閑話休題。彼のOfficial Web Site によると、この“ keystone” project は、“ New music for electric sextet with trumpet, tenor/soprano sax, rhodes, electric bass, drums, and turntables. Inspired by films, written for films, both new and old. ” ということで、新旧映画によりインスパイアされ、その映画のために書かれた音楽、のようですが、今のところはいずれも20世紀初頭のサイレント・ムービーにインスパイアされて制作された作品です。2005年の第一作『 keystone 』 は映画監督兼喜劇役者であったロスコー“ファッティー”アーバックルのサイレント・ムービー『 Fatty & Mabel Adrift 』(1916年)のための音楽であり、今回の新作もバスター・キートンとロスコー・アーバックルの作品『 Moonshine 』(1917年)にインスパイアされて制作されたものだそうです。第一作ではCD&DVD作品で、DVDの方に実際の『 Fatty & Mabel Adrift 』がデイヴ・ダグラスの音楽を被せて収められているし、今回の『 Moonshine 』も彼のOfficial Web Site で同様に動画が見られますが、ハッキリ言って、どこが面白いのか僕にはよくわかりませんし、あまり音楽と映像がシンクロしているようにも思えないので、単純にデイブ・ダグラスの音として目を閉じて聴いた方が良いかもしれません。ちなみに、バンド名の“ keystone” とは、ロスコー・アーバックルやチャールズ・チャップリンらが在籍していた映画会社、キーストン社からとった名前です。

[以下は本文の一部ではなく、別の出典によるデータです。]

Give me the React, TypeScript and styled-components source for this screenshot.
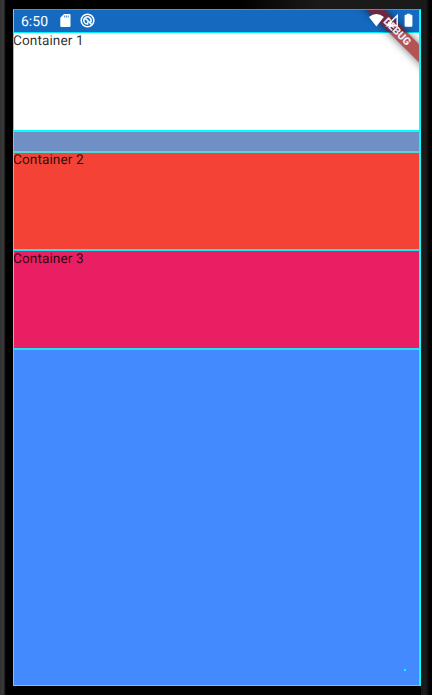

バンドの編成では、結成当初はジャミー・サフト(wurlitzer)が入ってましたが、第二作目以降、アダム・ベンジャミン(Fender Rhodes)に交代しています。フェンダー・ローズと言っても、リチャード・ティーのようなフェイザーのかかった美しい音ではなく、モジュレーター系や歪み系、あとは何を使用したらこんな音が出るんだか分らないような不思議な音を発していて刺激的です。ベースのブラッド・ジョーンズもアップライト・ベースとは言っても、Ampeg のサイレント・ベースですし、何と言ってもDJ オリーブというターンテーブル奏者が参加しているので、エレクトリック度が非常に高い音楽になっています。

相変わらずアングラ臭のプンプン漂う変態ラインを奏でるデイブ・ダグラスですが、それにも増して過激なマーカス・ストリックランドのソロも鳥肌モノで、この裏街道まっしぐらの二人が揃えば、とんでもなく刺激的なジャズの出来上がりです。白眉はM-7≪Kitten≫です。メタル・ソリッドな弾丸16ビートに乗って、超カッコいいテーマが炸裂。久し振りにイイ曲聴いた気分です。やっぱりデイヴ・ダグラスはカッコイイわ~。